Quando uma tonelada de RU é transferida do aterro sanitário para a valorização energética, há um acréscimo de emissões de GEE na unidade de valorização energética de RU devido:
a) à incineração dos resíduos, parte dessas emissões são de natureza fóssil, resultantes por exemplo dos plásticos contidos nos RU, e parte são biogénicas, por exemplos dos papeis, restos de comida, etc.
b) ao consumo de combustível auxiliar (gás natural) utilizado em alturas específicas da operação da central, por exemplo no seu arranque.
Os acréscimos de emissões fósseis, devidas aos resíduos e ao combustível auxiliar são contabilizadas no balanço com sinal positivo.
Mas há igualmente reduções de emissões de GEE que, no balanço, são contabilizadas com sinal negativo, resultantes de:
- c) emissões que não ocorrem no aterro sanitário pelo facto de os RU passarem a ser tratados por valorização energética.
- d) emissões evitadas como resultado da substituição de eletricidade. A injeção de eletricidade na rede elétrica de serviço público (RESP), resultante da valorização energética de resíduos, evita a emissão de GEE associada à produção dos mesmos quantitativos de energia elétrica pelo sistema electroprodutor.

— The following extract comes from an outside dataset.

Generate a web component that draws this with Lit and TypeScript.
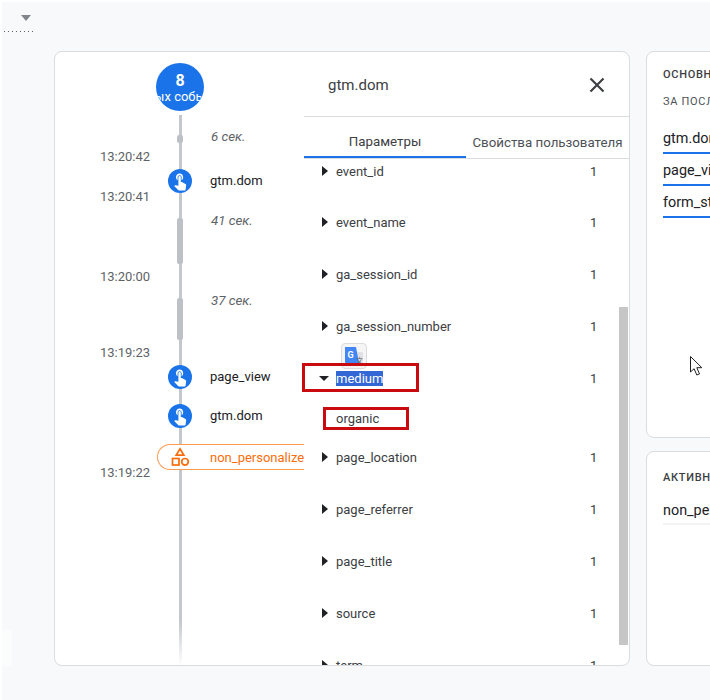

- e) emissões de GEE evitadas pelo facto de se recuperarem metais e enviarem para reciclagem. A partir das escórias de incineração são recuperados metais, ferrosos e não ferrosos, e enviados para reciclagem, donde resultam emissões de GEE evitadas por substituição da utilização de metais virgens.
Recorrendo, sempre que disponíveis, a dados oficiais específicos para a situação de Portugal Continental, em 2019, foi possível estimar as parcelas acima identificadas, referentes a uma tonelada de RU, conforte tabela seguinte.
Pode então ser calculado o balanço carbónico B, pela diferença entre o acréscimo de emissões e o seu decréscimo (emissões evitadas). Balanço também evidenciado na figura abaixo.
B= a1 + b – (c + d + e) = 392+9-(617+117+27) = – 360 kgCO2eq./t de RU.
Assim, por cada tonelada de Resíduos Urbanos desviada de aterro sanitário para valorização energética, no contexto do Continente português, evita-se a emissão de 360 kg CO2 equivalente.
Este é um valor mínimo de emissões evitadas por tonelada de resíduos urbano e similar enviado para valorização energética, uma vez que esta análise é muito conservadora. Por exemplo não se consideram as emissões evitadas devido à utilização da fração mineral das escórias, que está já a ser praticada, nem o CO2 absorvido na carbonatação das escórias (bottom ash aging).
No entanto, com base nesta análise, é possível estimar que: 1- a capacidade de valorização energética atualmente em operação no Continente, ao desviar de aterro cerca de 1 milhão de toneladas de RU por ano, está a evitar a emissão de 360 mil toneladas de CO2 equivalente por ano e 2- se a capacidade de valorização energética de resíduos urbanos passasse dos atuais 20% dos RU produzidos para 35%, o mínimo necessário para valorizar os RU não recicláveis com qualidade, isso permitiria evitar adicionalmente a emissão de 270 mil toneladas de CO2 equivalente por ano.